I can perhaps address part of it, but I'll let you judge if it has something to do with Bill C-23.
There are three gateways in the country: Atlantic, continental, and the Pacific. In terms of the continental gateway, there is a subdivision that addresses the St. Lawrence and the Great Lakes and one that addresses southern Ontario. The idea is to come up with a plan together. That plan is driven in terms of the St. Lawrence and Great Lakes. Right now there is a market study that will give the common strategy about what the market is and how this market can be conveyed to the end destination.
People within that gateway are getting organized the same way as the Pacific gateway. They have organized themselves very well. I think Gordon can talk about this.

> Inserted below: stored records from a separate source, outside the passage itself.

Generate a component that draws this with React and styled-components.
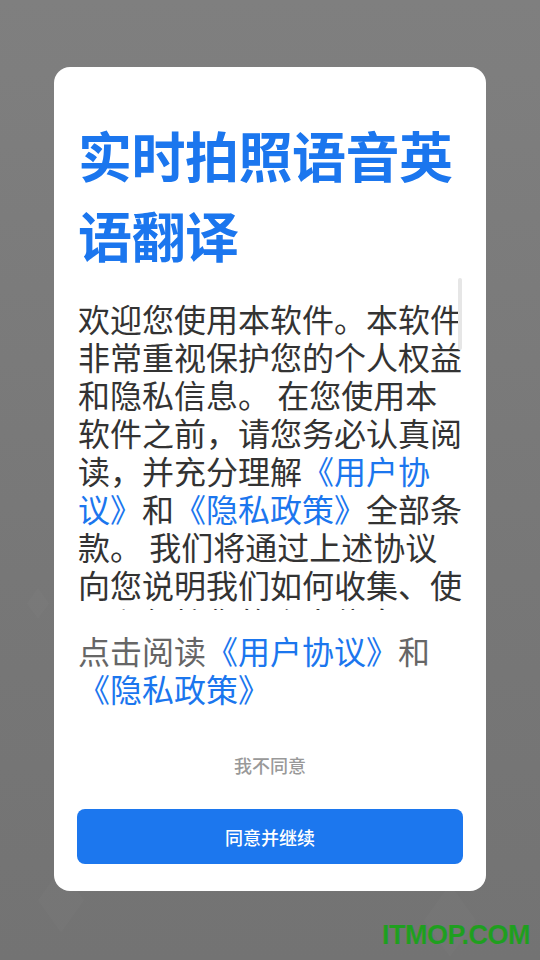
import React from 'react';
import styled, { createGlobalStyle } from 'styled-components';

const GlobalStyle = createGlobalStyle`
  html, body {
    margin: 0;
    padding: 0;
  }
  body {
    font-family: "Noto Sans CJK SC", "Noto Sans", sans-serif;
  }
`;

const Backdrop = styled.div`
  position: relative;
  width: 540px;
  height: 960px;
  overflow: hidden;
  background: linear-gradient(180deg, #7f7f7f 0%, #777777 60%, #737373 100%);
  padding-top: 67px;
  box-sizing: border-box;
`;

const Diamond = styled.div`
  position: absolute;
  width: ${p => p.size}px;
  height: ${p => p.size * 1.4}px;
  left: ${p => p.x}px;
  top: ${p => p.y}px;
  background: rgba(255, 255, 255, 0.02);
  clip-path: polygon(50% 0, 100% 50%, 50% 100%, 0 50%);
`;

const Card = styled.div`
  position: relative;
  z-index: 1;
  width: 432px;
  margin: 0 auto;
  background: #ffffff;
  border-radius: 16px;
  padding: 48px 23px 27px;
  box-sizing: border-box;
  display: flex;
  flex-direction: column;
`;

const Title = styled.h1`
  margin: 0;
  padding-left: 1px;
  color: #1b76ee;
  font-size: 54px;
  font-weight: 700;
  line-height: 80px;
  letter-spacing: -0.5px;
`;

const ScrollWrap = styled.div`
  position: relative;
  margin-top: 3px;
  height: 332px;
`;

const ScrollArea = styled.div`
  height: 100%;
  overflow-y: auto;
  padding: 21px 0 0 1px;
  box-sizing: border-box;
  scrollbar-width: none;
  &::-webkit-scrollbar {
    display: none;
  }
`;

const Thumb = styled.div`
  position: absolute;
  right: 1px;
  top: 0;
  width: 4px;
  height: 72px;
  border-radius: 2px;
  background: #e6e6e6;
`;

const Body = styled.p`
  margin: 0;
  width: 388px;
  font-size: 32px;
  font-weight: 400;
  line-height: 38px;
  color: #333333;
`;

const Link = styled.span`
  color: #1b76ee;
`;

const Notice = styled.p`
  margin: 21px 0 0 1px;
  width: 388px;
  font-size: 32px;
  font-weight: 400;
  line-height: 38px;
  color: #666666;
`;

const Decline = styled.div`
  margin-top: 46px;
  text-align: center;
  font-size: 18px;
  font-weight: 500;
  line-height: 24px;
  color: #999999;
`;

const Agree = styled.button`
  margin-top: 32px;
  height: 55px;
  width: 100%;
  border: none;
  border-radius: 8px;
  background: #1c77ee;
  color: #ffffff;
  font-family: inherit;
  font-size: 18px;
  font-weight: 500;
  cursor: pointer;
`;

const Watermark = styled.div`
  position: absolute;
  right: 10px;
  bottom: 9px;
  z-index: 2;
  font-family: "Liberation Sans", Arial, sans-serif;
  font-weight: 700;
  font-size: 27px;
  letter-spacing: -0.5px;
  color: #1f9f1f;
`;

export default function App() {
  return (
    <>
      <GlobalStyle />
      <Backdrop>
        <Diamond x={27} y={588} size={22} />
        <Diamond x={38} y={868} size={46} />
        <Diamond x={424} y={884} size={52} />
        <Card>
          <Title>实时拍照语音英语翻译</Title>
          <ScrollWrap>
            <ScrollArea>
              <Body>
                欢迎您使用本软件。本软件非常重视保护您的个人权益和隐私信息。 在您使用本软件之前，请您务必认真阅读，并充分理解
                <Link>《用户协议》</Link>和<Link>《隐私政策》</Link>
                全部条款。 我们将通过上述协议向您说明我们如何收集、使用和保护您的个人信息，以及您享有的相关权利。 如您同意，请点击“同意并继续”开始使用我们的服务。
              </Body>
            </ScrollArea>
            <Thumb />
          </ScrollWrap>
          <Notice>
            点击阅读<Link>《用户协议》</Link>和<Link>《隐私政策》</Link>
          </Notice>
          <Decline>我不同意</Decline>
          <Agree>同意并继续</Agree>
        </Card>
        <Watermark>ITMOP.COM</Watermark>
      </Backdrop>
    </>
  );
}
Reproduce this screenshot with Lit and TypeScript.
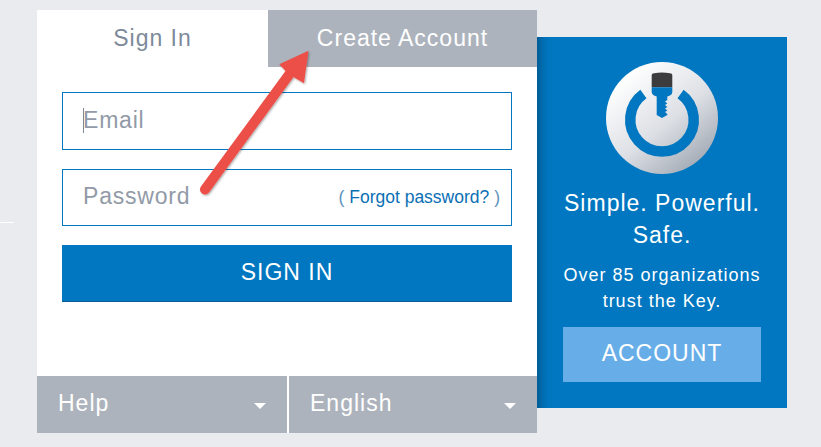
import { LitElement, html, css, svg } from 'lit';
import { customElement } from 'lit/decorators.js';

const logo = svg`
  <defs>
    <linearGradient id="disc" x1="0.2" y1="0.1" x2="0.85" y2="0.9">
      <stop offset="0" stop-color="#ffffff" />
      <stop offset="0.55" stop-color="#dcdfe4" />
      <stop offset="1" stop-color="#a4abb6" />
    </linearGradient>
  </defs>
  <circle cx="56" cy="56" r="56" fill="url(#disc)" />
  <path d="M37.4 32 A31.75 31.75 0 1 0 74.6 32" fill="none" stroke="#0077c0" stroke-width="10.5" />
  <path d="M45.7 13 Q45.7 11.5 48 11.2 Q56 10 64 11.2 Q66.3 11.5 66.3 13 L66.3 25.3 L45.7 25.3 Z" fill="#3c3c3e" />
  <path d="M45.7 25.3 L66.3 25.3 L66.3 30 Q66.3 33 61.3 34.5 L61.3 38 L59 39.5 L61.3 41.5 L59 43 L61.3 45 L59 46.5 L61.3 48.5 L59 50 L61.3 52 L61.3 53 L56 56 L50.7 53 L50.7 34.5 Q45.7 33 45.7 30 Z" fill="#0077c0" />
`;

@customElement('app-root')
export class AppRoot extends LitElement {
  static override styles = css`
    :host {
      display: block;
      position: relative;
      width: 821px;
      height: 447px;
      overflow: hidden;
      background: #e9ebef;
      font-family: 'Liberation Sans', Arial, sans-serif;
      font-size: 23px;
      letter-spacing: 1px;
    }

    .page {
      display: flex;
      align-items: flex-start;
      padding: 10px 0 0 37px;
    }

    .card {
      width: 500px;
      height: 423px;
      background: #fff;
      display: flex;
      flex-direction: column;
    }

    .tabs {
      display: flex;
      height: 57px;
    }

    .tab {
      display: flex;
      align-items: center;
      justify-content: center;
    }

    .tab.active {
      width: 231px;
      color: #7d8a9a;
    }

    .tab.other {
      flex: 1;
      background: #adb3bc;
      color: #fff;
    }

    .form {
      flex: 1;
      display: flex;
      flex-direction: column;
      padding: 25px 25px 0;
    }

    .field {
      box-sizing: border-box;
      height: 58px;
      margin-bottom: 19px;
      border: 1px solid #0077c0;
      display: flex;
      align-items: center;
      justify-content: space-between;
      padding: 0 11px 2px 20px;
      letter-spacing: 0.8px;
      color: #929aa8;
    }

    .field.short {
      height: 57px;
    }

    .placeholder {
      display: flex;
      align-items: center;
    }

    .caret {
      width: 1px;
      height: 25px;
      margin-right: -1px;
      background: #7f8794;
    }

    .forgot {
      margin-top: 2px;
      font-size: 17.5px;
      letter-spacing: 0;
      color: #5f93bd;
    }

    .forgot a {
      color: #0a6fb5;
      text-decoration: none;
    }

    .submit {
      height: 57px;
      padding-bottom: 2px;
      background: #0077c0;
      border-bottom: 1px solid #0a5f96;
      box-sizing: border-box;
      color: #fff;
      display: flex;
      align-items: center;
      justify-content: center;
    }

    .footer {
      display: flex;
      gap: 2px;
      height: 57px;
    }

    .menu {
      box-sizing: border-box;
      width: 248px;
      background: #adb3bc;
      color: #fff;
      display: flex;
      align-items: center;
      justify-content: space-between;
      padding: 0 21px 2px;
    }

    .menu:first-child {
      width: 250px;
    }

    .menu::after {
      content: '';
      margin-top: 5px;
      border-left: 6px solid transparent;
      border-right: 6px solid transparent;
      border-top: 6px solid #fff;
    }

    .panel {
      box-sizing: border-box;
      width: 250px;
      height: 371px;
      margin-top: 27px;
      background: #0077c0;
      box-shadow: inset 14px 0 12px -12px rgba(0, 0, 0, 0.35);
      color: #fff;
      display: flex;
      flex-direction: column;
      align-items: center;
      padding-top: 25px;
      text-align: center;
    }

    .logo {
      display: block;
      width: 112px;
      height: 112px;
      margin-bottom: 13px;
    }

    .headline {
      line-height: 32px;
      margin-bottom: 11px;
    }

    .sub {
      font-size: 18px;
      line-height: 26px;
      margin-bottom: 13px;
    }

    .cta {
      box-sizing: border-box;
      width: 198px;
      height: 55px;
      padding-bottom: 2px;
      background: #67aee8;
      display: flex;
      align-items: center;
      justify-content: center;
    }

    .rule {
      position: absolute;
      left: 0;
      top: 222px;
      width: 14px;
      height: 1px;
      background: #fff;
    }

    .arrow {
      position: absolute;
      left: 0;
      top: 0;
      width: 821px;
      height: 447px;
      pointer-events: none;
    }
  `;

  override render() {
    return html`
      <div class="page">
        <div class="card">
          <div class="tabs">
            <div class="tab active">Sign In</div>
            <div class="tab other">Create Account</div>
          </div>
          <div class="form">
            <div class="field">
              <span class="placeholder"><span class="caret"></span>Email</span>
            </div>
            <div class="field short">
              <span>Password</span>
              <span class="forgot">( <a>Forgot password?</a> )</span>
            </div>
            <div class="submit">SIGN IN</div>
          </div>
          <div class="footer">
            <div class="menu">Help</div>
            <div class="menu">English</div>
          </div>
        </div>
        <div class="panel">
          <svg class="logo" viewBox="0 0 112 112">${logo}</svg>
          <div class="headline">Simple. Powerful.<br />Safe.</div>
          <div class="sub">Over 85 organizations<br />trust the Key.</div>
          <div class="cta">ACCOUNT</div>
        </div>
      </div>
      <div class="rule"></div>
      <svg class="arrow" viewBox="0 0 821 447">
        <defs>
          <filter id="shadow" x="-20%" y="-20%" width="140%" height="140%">
            <feDropShadow dx="1" dy="1" stdDeviation="1.2" flood-color="#000" flood-opacity="0.35" />
          </filter>
        </defs>
        <g filter="url(#shadow)" fill="#ec4f47">
          <path d="M205 189.5 L291 72" stroke="#ec4f47" stroke-width="10" stroke-linecap="round" fill="none" />
          <path d="M308.5 50.7 L279.3 64.3 L286 71.5 L295 78 L304 83.3 Z" />
        </g>
      </svg>
    `;
  }
}

declare global {
  interface HTMLElementTagNameMap {
    'app-root': AppRoot;
  }
}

I see a little bit of the same thing in many respects. We didn't talk about environment, but there is action with Green Marine--Alliance verte--in our part of the world. That is before laws and really avant-garde of auto regulations toward improving the environment. I see a convergence toward this. I don't see that because it's a smaller authority or an authority in a different basin or adjacent basin that it will be disfavoured.
I think the element underlying all of this is how we increase trade from a national perspective. We know there are gateways. We have to interlink with the southern Ontario gateway, which is very different from ours, but we're connected because we know where we're going. Sixty percent of the trade coming into Montreal stays in Canada, 40% goes to the United States. And 75% of that 40% goes to the Midwest, because that is the hub for merchandising and so on. Our neighbours in Ontario have to deal with the same issue. Personally, I see convergence in terms of our overall objective.